Delarivier Manley (1663-1724)
Delarivier Manley was a novelist, poet, editor and critic, who was well known in her lifetime as a political satirist for the Tory party. With the death of Queen Anne in 1714, and restoration of Whig supremacy, Manley turned away from politics.
Anna Letitia Barbauld, Eighteen Hundred and Eleven (1812)
Mrs. Barbauld’s most notorious political poem, this is a deeply pessimistic reflection on English culture after several years of war with Napoleon, and it brought down a firestorm of negative criticism.
The Female Spectator (1744 - 46) was the first periodical written for women by a woman. It was edited by Eliza Haywood and presented social and domestic issues to women readers, Kresge Library has volume 3.

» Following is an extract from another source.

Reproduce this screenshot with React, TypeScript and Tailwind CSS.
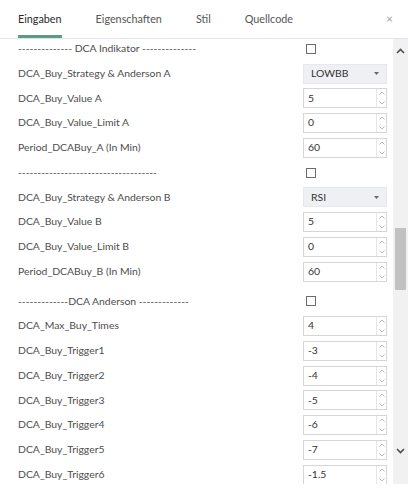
import React from 'react';

type Row =
  | { kind: 'check'; label: string; gap?: boolean }
  | { kind: 'select'; label: string; value: string }
  | { kind: 'num'; label: string; value: string };

const rows: Row[] = [
  { kind: 'check', label: '-------------- DCA Indikator --------------' },
  { kind: 'select', label: 'DCA_Buy_Strategy & Anderson A', value: 'LOWBB' },
  { kind: 'num', label: 'DCA_Buy_Value A', value: '5' },
  { kind: 'num', label: 'DCA_Buy_Value_Limit A', value: '0' },
  { kind: 'num', label: 'Period_DCABuy_A (In Min)', value: '60' },
  { kind: 'check', label: '------------------------------------' },
  { kind: 'select', label: 'DCA_Buy_Strategy & Anderson B', value: 'RSI' },
  { kind: 'num', label: 'DCA_Buy_Value B', value: '5' },
  { kind: 'num', label: 'DCA_Buy_Value_Limit B', value: '0' },
  { kind: 'num', label: 'Period_DCABuy_B (In Min)', value: '60' },
  { kind: 'check', label: '-------------DCA Anderson -------------', gap: true },
  { kind: 'num', label: 'DCA_Max_Buy_Times', value: '4' },
  { kind: 'num', label: 'DCA_Buy_Trigger1', value: '-3' },
  { kind: 'num', label: 'DCA_Buy_Trigger2', value: '-4' },
  { kind: 'num', label: 'DCA_Buy_Trigger3', value: '-5' },
  { kind: 'num', label: 'DCA_Buy_Trigger4', value: '-6' },
  { kind: 'num', label: 'DCA_Buy_Trigger5', value: '-7' },
  { kind: 'num', label: 'DCA_Buy_Trigger6', value: '-1.5' },
];

const tabs = ['Eingaben', 'Eigenschaften', 'Stil', 'Quellcode'];

const Spinner = () => (
  <div className="flex flex-col justify-between w-[10px] h-full border-l border-[#e6e6e6] py-[2px] items-center">
    <svg width="6" height="4" viewBox="0 0 6 4">
      <path d="M0.5 3.5 L3 1 L5.5 3.5" fill="none" stroke="#b8b8b8" strokeWidth="0.9" />
    </svg>
    <svg width="6" height="4" viewBox="0 0 6 4">
      <path d="M0.5 0.5 L3 3 L5.5 0.5" fill="none" stroke="#b8b8b8" strokeWidth="0.9" />
    </svg>
  </div>
);

const Control = ({ row }: { row: Row }) => {
  if (row.kind === 'check') {
    return <div className="ml-[3px] w-[10px] h-[10px] border border-[#6b6b6b] bg-white" />;
  }
  if (row.kind === 'select') {
    return (
      <div className="w-[84px] h-[20px] bg-[#eef0f3] border border-[#e6e8ec] flex items-center justify-between pl-[7px] pr-[7px] text-[#333]">
        <span>{row.value}</span>
        <svg width="5" height="3" viewBox="0 0 5 3">
          <path d="M0 0 H5 L2.5 3 Z" fill="#666" />
        </svg>
      </div>
    );
  }
  return (
    <div className="w-[84px] h-[20px] bg-white border border-[#d6d6d6] flex items-center justify-between pl-[4px] text-[#333]">
      <span>{row.value}</span>
      <Spinner />
    </div>
  );
};

export default function App() {
  return (
    <div className="w-[408px] h-[488px] bg-white font-['Lato',sans-serif] text-[10.4px] overflow-hidden">
      <div className="h-[39px] border-b border-[#e0e3eb] flex items-stretch relative">
        <div className="flex pl-[18px] gap-[34px]">
          {tabs.map((t, i) => (
            <div
              key={t}
              className={
                i === 0
                  ? 'flex items-center text-[10.8px] text-[#2a2a2a] border-b-[3px] border-[#5b9c85] pt-[3px]'
                  : 'flex items-center text-[10.8px] text-[#555]'
              }
            >
              {t}
            </div>
          ))}
        </div>
        <div className="ml-auto mr-[15px] flex items-center text-[#a0a0a0] text-[12px]">×</div>
      </div>
      <div className="h-[445px] flex overflow-hidden">
        <div className="flex-1 overflow-hidden pl-[18px]">
          <div className="mt-[-2.4px]">
            {rows.map((r, i) => (
              <div
                key={i}
                className={
                  'grid grid-cols-[285px_84px] items-center h-[24.75px] ' + (r.kind === 'check' && r.gap ? 'mt-[5px]' : '')
                }
              >
                <div className="text-[#4d4d4d] whitespace-nowrap">{r.label}</div>
                <Control row={r} />
              </div>
            ))}
          </div>
        </div>
        <div className="w-[15px] bg-[#f1f1f1] flex flex-col items-center">
          <div className="h-[24px] flex items-center">
            <svg width="9" height="6" viewBox="0 0 9 6">
              <path d="M1 5 L4.5 1.5 L8 5" fill="none" stroke="#505050" strokeWidth="1.6" />
            </svg>
          </div>
          <div className="h-[165px]" />
          <div className="w-[11px] h-[62px] bg-[#c1c1c1]" />
          <div className="flex-1" />
          <div className="h-[36px] flex items-start">
            <svg width="9" height="6" viewBox="0 0 9 6">
              <path d="M1 1 L4.5 4.5 L8 1" fill="none" stroke="#505050" strokeWidth="1.6" />
            </svg>
          </div>
        </div>
      </div>
    </div>
  );
}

Women’s history developed as a genre in the late 18th century in Europe and America. Women’s history books usually insisted on women’s specific traits and the importance of domesticity. For example Thomas Heywood's Gunaikeion, or, Nine bookes of various history concerninge women (1624) deals with marriage, adultery and other feminine topics through the ages. William Alexander's The History of Women from the Earliest Antiquity, to the Present Time ( 1779) is written in plain and simple language that less educated women can understand.
The collection also includes books on women in Asia such as Mary Frances Billington’s Woman in India (1885) or Reverend Houghton’s Women of the Orient: an account of the religious, intellectual, and social condition of women in Japan, China, India, Egypt, Syria, and Turkey (1877).

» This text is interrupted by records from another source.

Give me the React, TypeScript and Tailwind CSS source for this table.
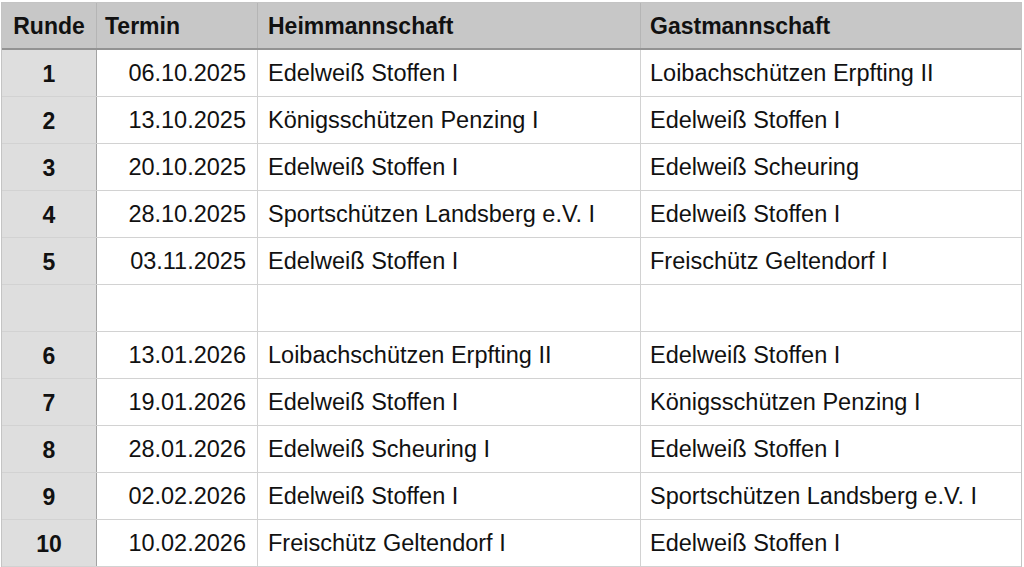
import React from "react";

const rows: [string, string, string, string][] = [
  ["1", "06.10.2025", "Edelweiß Stoffen I", "Loibachschützen Erpfting II"],
  ["2", "13.10.2025", "Königsschützen Penzing I", "Edelweiß Stoffen I"],
  ["3", "20.10.2025", "Edelweiß Stoffen I", "Edelweiß Scheuring"],
  ["4", "28.10.2025", "Sportschützen Landsberg e.V. I", "Edelweiß Stoffen I"],
  ["5", "03.11.2025", "Edelweiß Stoffen I", "Freischütz Geltendorf I"],
  ["", "", "", ""],
  ["6", "13.01.2026", "Loibachschützen Erpfting II", "Edelweiß Stoffen I"],
  ["7", "19.01.2026", "Edelweiß Stoffen I", "Königsschützen Penzing I"],
  ["8", "28.01.2026", "Edelweiß Scheuring I", "Edelweiß Stoffen I"],
  ["9", "02.02.2026", "Edelweiß Stoffen I", "Sportschützen Landsberg e.V. I"],
  ["10", "10.02.2026", "Freischütz Geltendorf I", "Edelweiß Stoffen I"],
];

export default function App() {
  return (
    <div
      className="w-[1024px] h-[567px] bg-white overflow-hidden pt-[2px] pl-[1px] text-[#111]"
      style={{ fontFamily: '"Liberation Sans", Arial, sans-serif' }}
    >
      <div className="w-[1021px] border-t border-l border-r border-[#c4c4c4]">
        <div className="grid grid-cols-[95px_161px_383px_381px] h-[47px] bg-[#c7c7c7] border-b-2 border-[#939393] text-[23px] font-bold">
          <div className="flex items-center justify-center pt-[1px] border-r border-[#b5b5b5]">Runde</div>
          <div className="flex items-center pl-[8px] pt-[1px] border-r border-[#b5b5b5]">Termin</div>
          <div className="flex items-center pl-[10px] pt-[1px] border-r border-[#b5b5b5]">Heimmannschaft</div>
          <div className="flex items-center pl-[9px] pt-[1px]">Gastmannschaft</div>
        </div>
        {rows.map((r, i) => (
          <div
            key={i}
            className="grid grid-cols-[95px_161px_383px_381px] h-[47px] border-b border-[#d2d2d2] text-[23.5px]"
          >
            <div className="flex items-center justify-center pt-[2px] bg-[#dedede] border-r border-[#a3a3a3] font-bold text-[23px]">
              {r[0]}
            </div>
            <div className="flex items-center justify-end pt-[2px] pr-[11px] border-r border-[#d2d2d2]">{r[1]}</div>
            <div className="flex items-center pl-[10px] pt-[2px] border-r border-[#d2d2d2]">{r[2]}</div>
            <div className="flex items-center pl-[9px] pt-[2px]">{r[3]}</div>
          </div>
        ))}
      </div>
    </div>
  );
}
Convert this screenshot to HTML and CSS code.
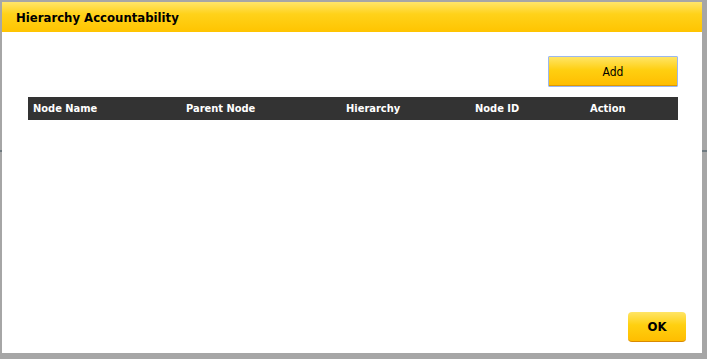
FILE: index.html
```html
<!DOCTYPE html>
<html>
<head>
<meta charset="utf-8">
<link rel="stylesheet" href="styles.css">
</head>
<body>
<div class="dialog">
  <div class="dialog-header">Hierarchy Accountability</div>
  <div class="dialog-body">
    <div class="toolbar">
      <button class="btn-add">Add</button>
    </div>
    <div class="table-head">
      <div class="col c1">Node Name</div>
      <div class="col c2">Parent Node</div>
      <div class="col c3">Hierarchy</div>
      <div class="col c4">Node ID</div>
      <div class="col c5">Action</div>
    </div>
    <div class="table-body"></div>
    <div class="footer">
      <button class="btn-ok">OK</button>
    </div>
  </div>
</div>
</body>
</html>
```
FILE: styles.css
```css
html, body {
  margin: 0;
  padding: 0;
}
body {
  width: 707px;
  height: 359px;
  background:
    linear-gradient(to bottom, transparent 150px, #6f7a80 150px, #6f7a80 152px, transparent 152px),
    #a6a6a6;
  font-family: "DejaVu Sans Condensed", "DejaVu Sans", sans-serif;
  overflow: hidden;
}
.dialog {
  margin: 2px 0 0 2px;
  width: 700px;
  height: 351px;
  background: #fff;
  display: flex;
  flex-direction: column;
}
.dialog-header {
  height: 30px;
  box-sizing: border-box;
  padding-left: 14px;
  display: flex;
  align-items: center;
  font-size: 13px;
  font-weight: bold;
  color: #000;
  background: linear-gradient(to bottom, #ffe56a 0%, #ffd21a 40%, #ffc400 100%);
}
.dialog-body {
  flex: 1;
  display: flex;
  flex-direction: column;
  padding: 24px 16px 11px 26px;
}
.toolbar {
  display: flex;
  justify-content: flex-end;
  padding-right: 8px;
}
.btn-add {
  width: 130px;
  height: 31px;
  border: 1px solid #9cb8ef;
  border-radius: 1px;
  background: linear-gradient(to bottom, #ffe566 0%, #ffcf10 45%, #ffbd00 100%);
  box-shadow: inset 0 -1px 0 #e09a00;
  font-family: inherit;
  font-size: 12px;
  color: #000;
  padding: 0;
}
.table-head {
  margin-top: 10px;
  width: 650px;
  height: 23px;
  background: #333333;
  display: flex;
  align-items: center;
  color: #fff;
  font-size: 11px;
  font-weight: bold;
}
.col {
  box-sizing: border-box;
  padding-left: 5px;
}
.c1 { width: 153px; }
.c2 { width: 160px; }
.c3 { width: 129px; }
.c4 { width: 115px; }
.c5 { width: 93px; }
.table-body {
  flex: 1;
}
.footer {
  display: flex;
  justify-content: flex-end;
}
.btn-ok {
  width: 58px;
  height: 30px;
  border: none;
  border-bottom: 1px solid #d98a00;
  border-radius: 4px;
  background: linear-gradient(to bottom, #ffe566 0%, #ffd010 45%, #ffbd00 100%);
  font-family: inherit;
  font-size: 13px;
  font-weight: bold;
  color: #000;
  padding: 0;
}
```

American female authors from the colonial to Victoria eras are also well represented:
Peggy Dow, Vicissitudes in the Wilderness (1833)
Born in Massachusetts, Dow (1780-1820) published her journal in which she relates her life with her husband, the itinerant Methodist preacher Lorenzo Dow.
Fanny Kemble, Journal of a Residence on a Georgian Plantation in 1838-1839
A well-known British actress, Fanny Kemble (1809-1893) married a wealthy Georgian plantation owner in 1834. During the Civil War she published her journal, a detailed and ferocious account of slavery, especially the conditions of slave women.